Authors: Idowu Ajibade*, Portland State University
Topics: Hazards, Risks, and Disasters, Cultural and Political Ecology, Urban Geography
Keywords: Transformative adaptation, climate change, disaster-risk reduction, urban resilience
Session Type: Paper
Start / End Time: 2:00 PM / 3:40 PM
Room: Washington 6, Marriott, Exhibition Level
Presentation File: No File Uploaded
The idea of transforming cities to become resilient, adaptable, and sustainable has gained increased attention among climate change scholars and urban planners. However, it is not always clear why some cities transform and others remain vulnerable, partially resilient, or unsustainable. Drawing on urban political ecology theory, this paper identifies the enablers and barriers to transformative adaptation in two adjacent cities in Metro-Manila (Quezon City and Manila City).
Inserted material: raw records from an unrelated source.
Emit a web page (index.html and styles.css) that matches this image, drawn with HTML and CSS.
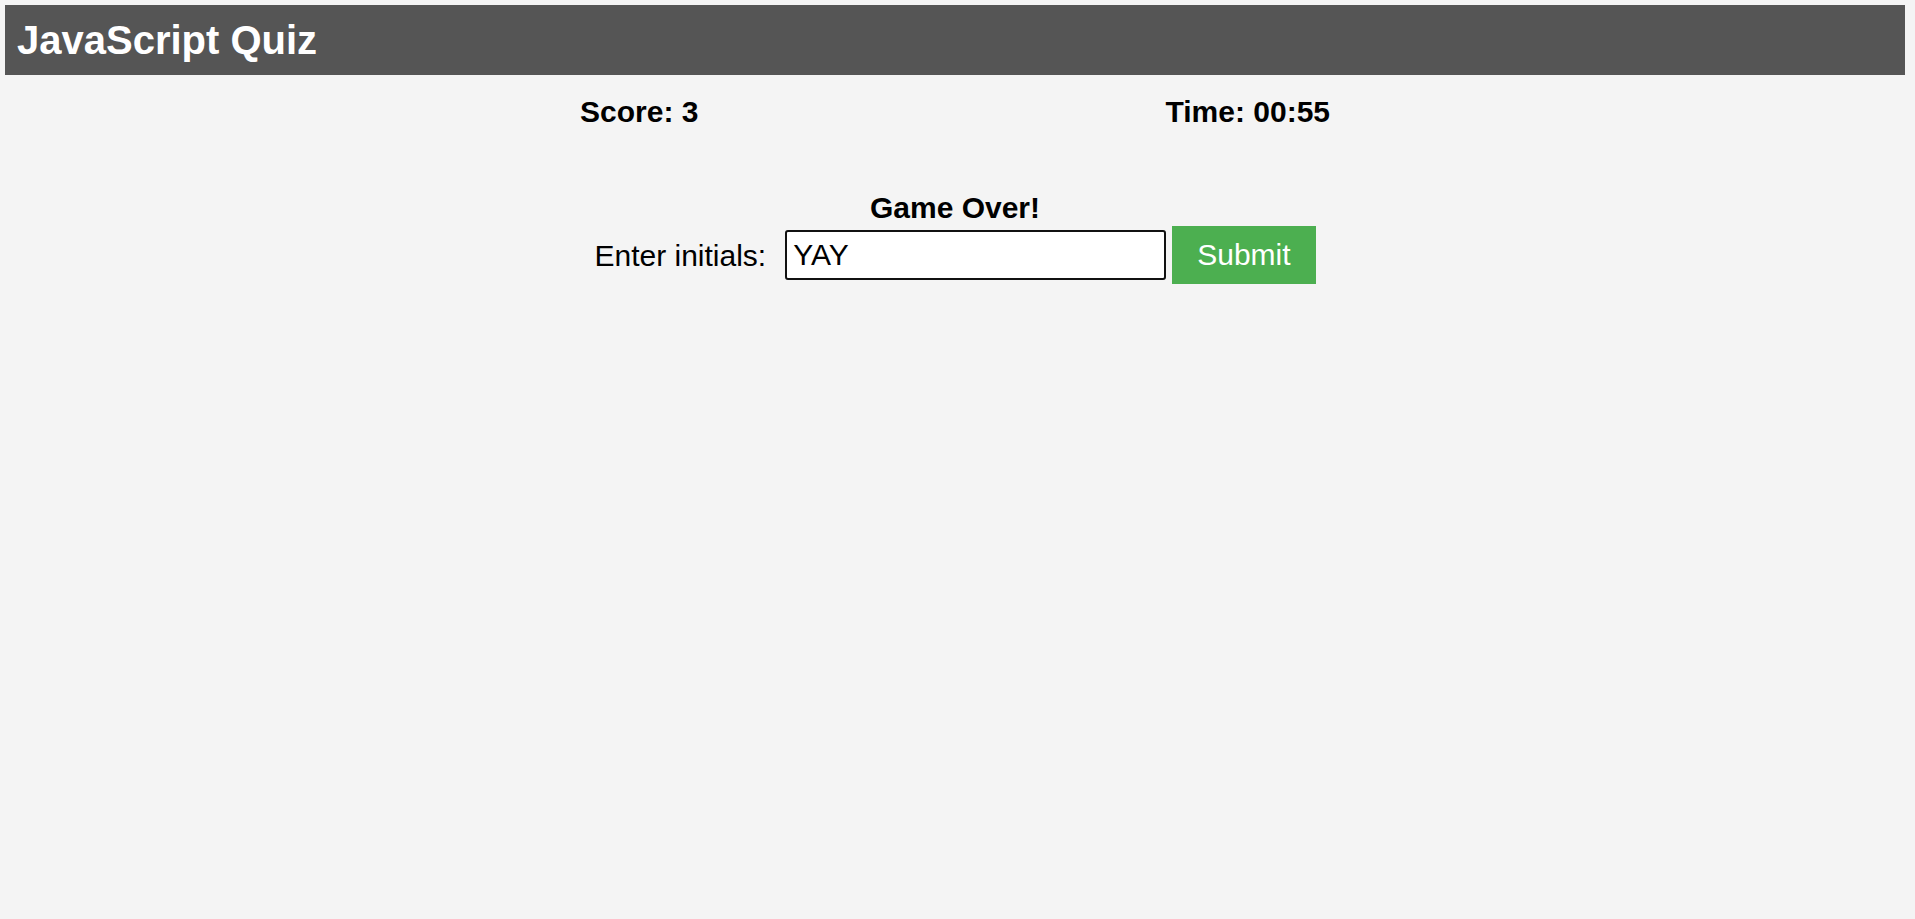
FILE: index.html
```html
<!DOCTYPE html>
<html lang="en">
<head>
<meta charset="utf-8">
<title>JavaScript Quiz</title>
<link rel="stylesheet" href="styles.css">
</head>
<body>
<header class="site-header">
  <h1 class="site-title">JavaScript Quiz</h1>
</header>
<main class="quiz">
  <div class="status-bar">
    <span class="score">Score: 3</span>
    <span class="timer">Time: 00:55</span>
  </div>
  <h2 class="game-over">Game Over!</h2>
  <form class="entry-form">
    <label class="entry-label" for="initials">Enter initials:</label>
    <input class="entry-input" id="initials" type="text" value="YAY" autofocus>
    <button class="entry-submit" type="button">Submit</button>
  </form>
</main>
</body>
</html>
```
FILE: styles.css
```css
html, body {
  background: #f4f4f4;
}

body {
  margin: 5px 10px 5px 5px;
  font-family: "Liberation Sans", Arial, sans-serif;
  color: #000;
}

.site-header {
  height: 70px;
  background: #555555;
  display: flex;
  align-items: center;
  padding: 0 12px;
}

.site-title {
  margin: 0;
  color: #fff;
  font-size: 40px;
  font-weight: bold;
  line-height: 46px;
}

.quiz {
  display: flex;
  flex-direction: column;
  align-items: center;
}

.status-bar {
  width: 750px;
  margin-top: 19px;
  display: flex;
  justify-content: space-between;
  font-size: 30px;
  font-weight: bold;
  line-height: 35px;
}

.game-over {
  margin: 62px 0 0;
  font-size: 30px;
  font-weight: bold;
  line-height: 34px;
  text-align: center;
}

.entry-form {
  margin-top: 1px;
  display: flex;
  align-items: center;
}

.entry-label {
  font-size: 30px;
  line-height: 35px;
  margin-right: 19px;
}

.entry-input {
  box-sizing: border-box;
  width: 381px;
  height: 50px;
  border: 2px solid #111;
  border-radius: 3px;
  background: #fff;
  padding: 0 6px;
  font-family: "Liberation Sans", Arial, sans-serif;
  font-size: 30px;
  color: #000;
  outline: none;
  caret-color: #000;
}

.entry-submit {
  margin-left: 6px;
  height: 58px;
  padding: 0 25px;
  border: none;
  background: #4caf50;
  color: #fff;
  font-family: "Liberation Sans", Arial, sans-serif;
  font-size: 30px;
  cursor: pointer;
}
```
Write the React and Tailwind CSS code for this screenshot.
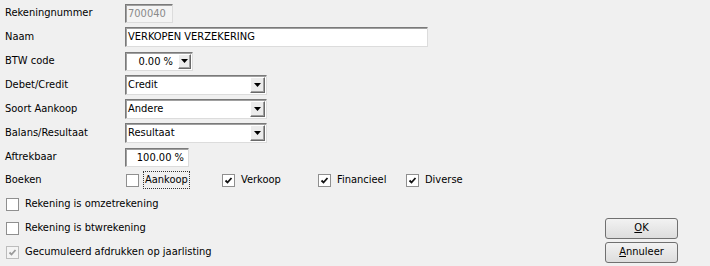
const sunken =
  "border border-t-[#7a7a7a] border-l-[#7a7a7a] border-r-[#dcdcdc] border-b-[#dcdcdc] shadow-[inset_1px_1px_0_#a0a0a0]";

function Arrow() {
  return (
    <svg width="7" height="4" viewBox="0 0 7 4">
      <path d="M0 0h7L3.5 4z" fill="#000" />
    </svg>
  );
}

function DropButton({ w = "w-[14px]" }) {
  return (
    <div
      className={`${w} my-[1px] mr-[1px] flex items-center justify-center border border-t-white border-l-white border-r-[#696969] border-b-[#696969] bg-[#ececec] shadow-[inset_-1px_-1px_0_#a0a0a0]`}
    >
      <Arrow />
    </div>
  );
}

function Row({ label, children, h = "h-[24px]" }) {
  return (
    <div className={`flex ${h} items-center`}>
      <span className="w-[125px] shrink-0 pl-[5px]">{label}</span>
      {children}
    </div>
  );
}

function Select({ value, w }) {
  return (
    <div className={`flex h-[20px] ${w} bg-white ${sunken}`}>
      <span className="flex-1 pl-[2px] leading-[18px]">{value}</span>
      <DropButton w="w-[15px]" />
    </div>
  );
}

function Check({ checked, disabled }) {
  return (
    <span
      className={`flex h-[13px] w-[13px] shrink-0 items-center justify-center border ${
        disabled ? "border-[#bcbcbc] bg-[#f4f4f4]" : "border-[#8f8f8f] bg-white"
      }`}
    >
      {checked && (
        <svg width="9" height="9" viewBox="0 0 9 9">
          <path
            d="M1.5 4.5 3.5 6.5 7.5 2"
            fill="none"
            stroke={disabled ? "#9a9a9a" : "#111"}
            strokeWidth="1.8"
          />
        </svg>
      )}
    </span>
  );
}

function CheckItem({ label, checked, disabled, focus, w }) {
  return (
    <div className={`flex items-center ${w}`}>
      <Check checked={checked} disabled={disabled} />
      <span
        className={`ml-[4px] px-[1px] ${
          focus ? "border border-dotted border-[#333]" : "border border-transparent"
        }`}
      >
        {label}
      </span>
    </div>
  );
}

function Button({ children }) {
  return (
    <button
      type="button"
      className="h-[21px] w-[73px] rounded-[3px] border border-[#707070] bg-gradient-to-b from-[#f2f2f2] to-[#dddddd] text-[11px] text-black"
    >
      {children}
    </button>
  );
}

export default function App() {
  return (
    <div
      className="relative h-[266px] w-[710px] overflow-hidden bg-[#f0f0f0] text-[11px] text-black"
      style={{ fontFamily: "'DejaVu Sans Condensed', 'Liberation Sans', sans-serif" }}
    >
      <div className="pt-[1px]">
        <Row label="Rekeningnummer">
          <div className={`h-[19px] w-[48px] bg-[#f4f4f4] ${sunken} pl-[2px] leading-[17px] text-[#8a8a8a]`}>
            700040
          </div>
        </Row>

        <Row label="Naam">
          <div className={`h-[20px] w-[303px] bg-white ${sunken} pl-[2px] leading-[18px]`}>
            VERKOPEN VERZEKERING
          </div>
        </Row>

        <Row label="BTW code">
          <div className={`flex h-[19px] w-[68px] bg-white ${sunken}`}>
            <span className="flex-1 pr-[5px] text-right leading-[17px]">0.00 %</span>
            <DropButton w="w-[13px]" />
          </div>
        </Row>

        <Row label="Debet/Credit">
          <Select value="Credit" w="w-[142px]" />
        </Row>

        <Row label="Soort Aankoop">
          <Select value="Andere" w="w-[142px]" />
        </Row>

        <Row label="Balans/Resultaat">
          <Select value="Resultaat" w="w-[142px]" />
        </Row>

        <Row label="Aftrekbaar">
          <div className={`h-[19px] w-[64px] bg-white ${sunken} pr-[4px] text-right leading-[17px]`}>
            100.00 %
          </div>
        </Row>

        <Row label="Boeken" h="h-[22px]">
          <div className="flex pl-[1px]">
            <CheckItem label="Aankoop" focus w="w-[96px]" />
            <CheckItem label="Verkoop" checked w="w-[96px]" />
            <CheckItem label="Financieel" checked w="w-[88px]" />
            <CheckItem label="Diverse" checked />
          </div>
        </Row>
      </div>

      <div className="mt-[1px] flex justify-between pr-[32px]">
        <div className="pl-[6px]">
          <div className="flex h-[24px] items-center">
            <CheckItem label="Rekening is omzetrekening" />
          </div>
          <div className="flex h-[24px] items-center">
            <CheckItem label="Rekening is btwrekening" />
          </div>
          <div className="flex h-[24px] items-center">
            <CheckItem label="Gecumuleerd afdrukken op jaarlisting" checked disabled />
          </div>
        </div>

        <div className="flex flex-col gap-[3px] pt-[26px]">
          <Button>
            <span className="underline">O</span>K
          </Button>
          <Button>
            <span className="underline">A</span>nnuleer
          </Button>
        </div>
      </div>
    </div>
  );
}
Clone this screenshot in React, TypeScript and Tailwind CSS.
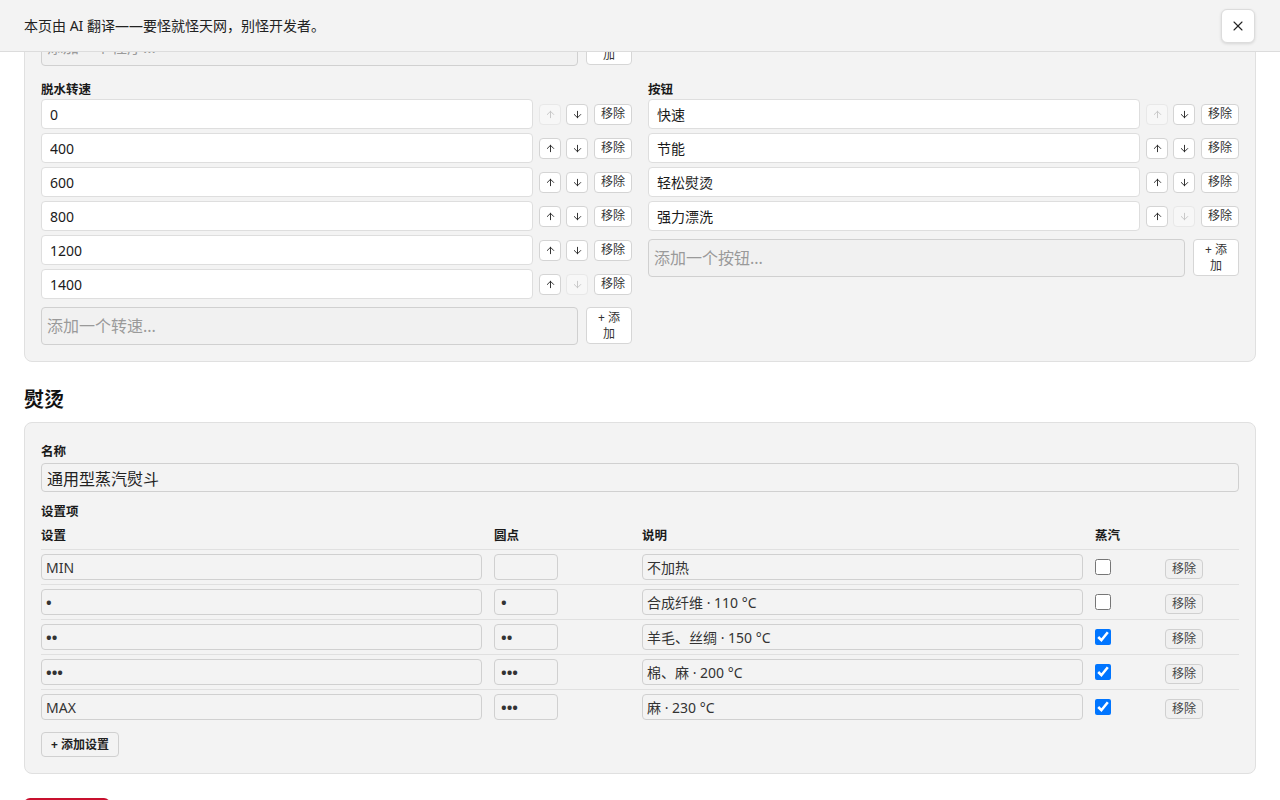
import { ArrowDown, ArrowUp, X } from "lucide-react";

const spins = ["0", "400", "600", "800", "1200", "1400"];
const presets = ["快速", "节能", "轻松熨烫", "强力漂洗"];

type Setting = { name: string; dots: string; desc: string; steam: boolean };

const settings: Setting[] = [
  { name: "MIN", dots: "", desc: "不加热", steam: false },
  { name: "•", dots: "•", desc: "合成纤维 · 110 °C", steam: false },
  { name: "••", dots: "••", desc: "羊毛、丝绸 · 150 °C", steam: true },
  { name: "•••", dots: "•••", desc: "棉、麻 · 200 °C", steam: true },
  { name: "MAX", dots: "•••", desc: "麻 · 230 °C", steam: true },
];

function MoveButton({ dir, disabled }: { dir: "up" | "down"; disabled?: boolean }) {
  const Icon = dir === "up" ? ArrowUp : ArrowDown;
  return (
    <button
      disabled={disabled}
      className={
        disabled
          ? "flex h-[21px] w-[22px] items-center justify-center rounded border border-[#e8e8e8] bg-[#f7f7f7] text-[#c4c4c4]"
          : "flex h-[21px] w-[22px] items-center justify-center rounded border border-[#d4d4d4] bg-white text-[#222]"
      }
    >
      <Icon size={11} strokeWidth={2} />
    </button>
  );
}

function ItemRow({ value, first, last }: { value: string; first: boolean; last: boolean }) {
  return (
    <div className="flex h-[30px] items-center">
      <input
        readOnly
        value={value}
        className="h-full min-w-0 flex-1 rounded border border-[#dedede] bg-white px-2 text-[14px] text-[#1a1a1a] outline-none"
      />
      <div className="ml-[6px] flex items-center gap-[5px]">
        <MoveButton dir="up" disabled={first} />
        <MoveButton dir="down" disabled={last} />
      </div>
      <button className="ml-[6px] h-[21px] w-[38px] rounded border border-[#d4d4d4] bg-white text-[12px] leading-none text-[#333]">
        移除
      </button>
    </div>
  );
}

function AddRow({ placeholder }: { placeholder: string }) {
  return (
    <div className="flex items-start gap-2">
      <input
        placeholder={placeholder}
        className="h-[38px] min-w-0 flex-1 rounded border border-[#d0d0d0] bg-[#f1f1f1] px-[5px] text-[16px] text-[#1a1a1a] outline-none placeholder:text-[#9a9a9a]"
      />
      <button className="h-[37px] w-[46px] rounded border border-[#d6d6d6] bg-white px-[7px] text-[12px] leading-4 text-[#333]">
        + 添加
      </button>
    </div>
  );
}

function ListEditor({ title, items, placeholder }: { title: string; items: string[]; placeholder: string }) {
  return (
    <div>
      <div className="mb-px text-[12.5px] font-bold leading-4 text-[#1a1a1a]">{title}</div>
      <div className="flex flex-col gap-1">
        {items.map((v, i) => (
          <ItemRow key={v} value={v} first={i === 0} last={i === items.length - 1} />
        ))}
      </div>
      <div className="mt-2">
        <AddRow placeholder={placeholder} />
      </div>
    </div>
  );
}

function isDots(v: string) {
  return v.length > 0 && /^•+$/.test(v);
}

function SettingsTable() {
  const cols = "grid grid-cols-[453px_148px_453px_70px_74px]";
  return (
    <div className="mt-[8px]">
      <div className={`${cols} border-b border-[#e0e0e0] pb-[5px] text-[12.5px] font-bold leading-4 text-[#1a1a1a]`}>
        <div>设置</div>
        <div>圆点</div>
        <div>说明</div>
        <div>蒸汽</div>
        <div />
      </div>
      {settings.map((s, i) => (
        <div
          key={i}
          className={`${cols} items-center border-b border-[#e0e0e0] py-1 last:border-b-0`}
        >
          <div className="pr-3">
            <input
              readOnly
              value={s.name}
              className={
                isDots(s.name)
                  ? "h-[26px] w-full rounded border border-[#d0d0d0] bg-transparent px-[4px] text-[15px] font-bold text-[#333] outline-none"
                  : "h-[26px] w-full rounded border border-[#d0d0d0] bg-transparent px-[4px] text-[14px] text-[#333] outline-none"
              }
            />
          </div>
          <div>
            <input
              readOnly
              value={s.dots}
              className="h-[26px] w-16 rounded border border-[#d0d0d0] bg-transparent px-[6px] text-[15px] font-bold text-[#333] outline-none"
            />
          </div>
          <div className="pr-3">
            <input
              readOnly
              value={s.desc}
              className="h-[26px] w-full rounded border border-[#d0d0d0] bg-transparent px-[4px] text-[14px] text-[#333] outline-none"
            />
          </div>
          <div className="flex items-center">
            <input type="checkbox" defaultChecked={s.steam} className="m-0 h-4 w-4" />
          </div>
          <div>
            <button className="h-5 w-[38px] rounded border border-[#d0d0d0] bg-[#f0f0f0] text-[12px] leading-none text-[#444]">
              移除
            </button>
          </div>
        </div>
      ))}
    </div>
  );
}

export default function App() {
  return (
    <div className="min-h-screen bg-white font-['Noto_Sans','Noto_Sans_CJK_SC',sans-serif] text-[#1a1a1a]">
      {/* translation notice bar, pinned over the page */}
      <div className="fixed left-0 right-0 top-0 z-10 flex h-[52px] items-center justify-between border-b border-[#dcdcdc] bg-[#f3f3f3] pl-6 pr-[25px]">
        <span className="text-[14px] text-[#222]">本页由 AI 翻译——要怪就怪天网，别怪开发者。</span>
        <button className="flex h-[34px] w-[34px] items-center justify-center rounded-md border border-[#dcdcdc] bg-white shadow-[0_1px_3px_rgba(0,0,0,0.12)]">
          <X size={16} strokeWidth={1.6} className="text-[#222]" />
        </button>
      </div>

      <div className="px-6 pb-10">
        {/* washing machine options */}
        <section className="mt-[11px] rounded-lg border border-[#e0e0e0] bg-[#f3f3f3] px-4 pb-4 pt-4">
          <div className="grid grid-cols-2 gap-x-4 gap-y-4">
            <AddRow placeholder="添加一个程序..." />
            <div />
            <ListEditor title="脱水转速" items={spins} placeholder="添加一个转速..." />
            <ListEditor title="按钮" items={presets} placeholder="添加一个按钮..." />
          </div>
        </section>

        <h2 className="mb-[8px] mt-6 text-[20px] font-bold leading-7 text-[#111]">熨烫</h2>

        <section className="rounded-lg border border-[#e0e0e0] bg-[#f3f3f3] px-4 pb-4 pt-5">
          <div className="mb-[3px] pt-px text-[12.5px] font-bold leading-4">名称</div>
          <input
            readOnly
            value="通用型蒸汽熨斗"
            className="h-[29px] w-full rounded border border-[#d0d0d0] bg-transparent px-[5px] text-[16px] text-[#222] outline-none"
          />
          <div className="mt-3 text-[12.5px] font-bold leading-4">设置项</div>
          <SettingsTable />
          <button className="mt-2 h-[25px] rounded border border-[#d0d0d0] bg-[#f3f3f3] px-[9px] text-[12px] font-bold leading-none text-[#222]">
            + 添加设置
          </button>
        </section>

        <button className="mt-6 h-9 w-[86px] rounded-md bg-[#c8102e] text-[14px] text-white">删除设备</button>
      </div>
    </div>
  );
}
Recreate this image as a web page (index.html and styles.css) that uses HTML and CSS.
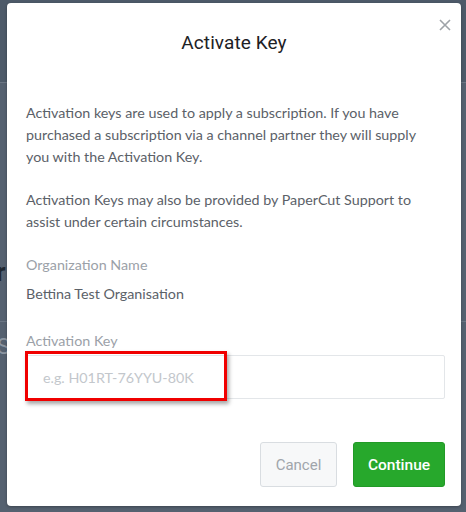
FILE: index.html
```html
<!DOCTYPE html>
<html>
<head>
<meta charset="utf-8">
<link rel="stylesheet" href="styles.css">
</head>
<body>
<div class="page">
  <div class="page-header"></div>
  <div class="page-body">
    <div class="page-title">r</div>
    <div class="page-sub">S</div>
  </div>
</div>
<div class="modal">
  <div class="modal-header">
    <h2 class="modal-title">Activate Key</h2>
    <button class="close" aria-label="Close">
      <svg width="12" height="12" viewBox="0 0 12 12"><path d="M1 1L11 11M11 1L1 11" stroke="#9ea3a8" stroke-width="1.6" fill="none"/></svg>
    </button>
  </div>
  <div class="modal-body">
    <p class="text">Activation keys are used to apply a subscription. If you have purchased a subscription via a channel partner they will supply you with the Activation Key.</p>
    <p class="text">Activation Keys may also be provided by PaperCut Support to assist under certain circumstances.</p>
    <div class="field">
      <div class="label">Organization Name</div>
      <div class="value">Bettina Test Organisation</div>
    </div>
    <div class="field">
      <div class="label">Activation Key</div>
      <div class="input-wrap">
        <input class="input" type="text" placeholder="e.g. H01RT-76YYU-80K">
        <div class="highlight"></div>
      </div>
    </div>
  </div>
  <div class="modal-footer">
    <button class="btn btn-cancel">Cancel</button>
    <button class="btn btn-primary">Continue</button>
  </div>
</div>
</body>
</html>
```

FILE: styles.css
```css
html, body {
  margin: 0;
  padding: 0;
  width: 466px;
  height: 512px;
  overflow: hidden;
  background: #535f6d;
  font-family: "Source Sans Pro", Lato, "Open Sans", sans-serif;
}
.page {
  height: 512px;
  display: flex;
  flex-direction: column;
}
.page-header {
  height: 82px;
  background: #4d5a69;
  border-bottom: 1px solid #6b7684;
}
.page-body {
  flex: 1;
  background: #556170;
  padding-top: 174px;
}
.page-title {
  font-family: Roboto, sans-serif;
  font-weight: 700;
  font-size: 26px;
  color: #1f2731;
  line-height: 30px;
  margin-left: -4px;
  padding-bottom: 34px;
  border-bottom: 1px solid #6b7684;
}
.page-sub {
  margin-top: 12px;
  font-family: Roboto, sans-serif;
  font-size: 22px;
  line-height: 26px;
  color: #8c96a2;
  margin-left: -3px;
}
.modal {
  position: absolute;
  left: 7px;
  top: 3px;
  width: 454px;
  height: 503px;
  background: #fff;
  border-radius: 4px;
  box-shadow: 0 1px 3px rgba(0,0,0,0.3);
  box-sizing: border-box;
  display: flex;
  flex-direction: column;
}
.modal-header {
  position: relative;
  padding-top: 28px;
  text-align: center;
}
.modal-title {
  margin: 0;
  font-family: Roboto, sans-serif;
  font-weight: 400;
  font-size: 19px;
  line-height: 24px;
  color: #1d2125;
  letter-spacing: 0.1px;
}
.close {
  position: absolute;
  right: 7px;
  top: 13px;
  width: 18px;
  height: 18px;
  border: 0;
  padding: 0;
  background: transparent;
  display: flex;
  align-items: center;
  justify-content: center;
}
.modal-body {
  padding: 47px 16px 0 19px;
}
.text {
  margin: 0 8px 21px 0;
  font-size: 14.3px;
  line-height: 22px;
  color: #5b6168;
}
.label {
  font-size: 14.3px;
  line-height: 22px;
  color: #9ba1a8;
  margin-top: 25px;
}
.field:first-of-type .label { margin-top: 0; }
.value {
  font-size: 14.3px;
  line-height: 22px;
  color: #5b6168;
  margin-top: 7px;
}
.input-wrap {
  position: relative;
  margin-top: 3px;
}
.input {
  display: block;
  width: 100%;
  height: 44px;
  box-sizing: border-box;
  border: 1px solid #e3e6e9;
  border-radius: 2px;
  padding: 0 16px;
  font-family: inherit;
  font-size: 14.3px;
  color: #333;
  background: #fff;
  outline: none;
}
.input::placeholder { color: #c3c7cc; }
.highlight {
  position: absolute;
  left: -1px;
  top: -4px;
  width: 202px;
  height: 50px;
  box-sizing: border-box;
  border: 3px solid #f00000;
  box-shadow: 2px 3px 4px rgba(0,0,0,0.35);
}
.modal-footer {
  margin-top: auto;
  display: flex;
  justify-content: flex-end;
  gap: 16px;
  padding: 0 16px 19px 0;
}
.btn {
  height: 45px;
  border-radius: 3px;
  font-size: 15px;
  font-family: Roboto, sans-serif;
  padding: 0;
  cursor: pointer;
}
.btn-cancel {
  width: 77px;
  background: #f7f8f9;
  border: 1px solid #d9dde1;
  color: #a0a5ab;
}
.btn-primary {
  width: 92px;
  background: #27a82c;
  border: 1px solid #229a27;
  color: #fff;
  font-weight: 500;
  font-size: 15.5px;
}
```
The paper explores how urbanization processes, power politics, institutional culture, and leadership orientation, allow for planned and desirable transformation to risk management in a certain city but prevent opportunity for change in another. Furthermore, this paper disaggregates the impacts of transformation based on class, gender, and geographic location and argues for increased attention to enablers that foster inclusion and equity among citizens as well as those that allow for sustained and positive change in response to environmental and climatic risks.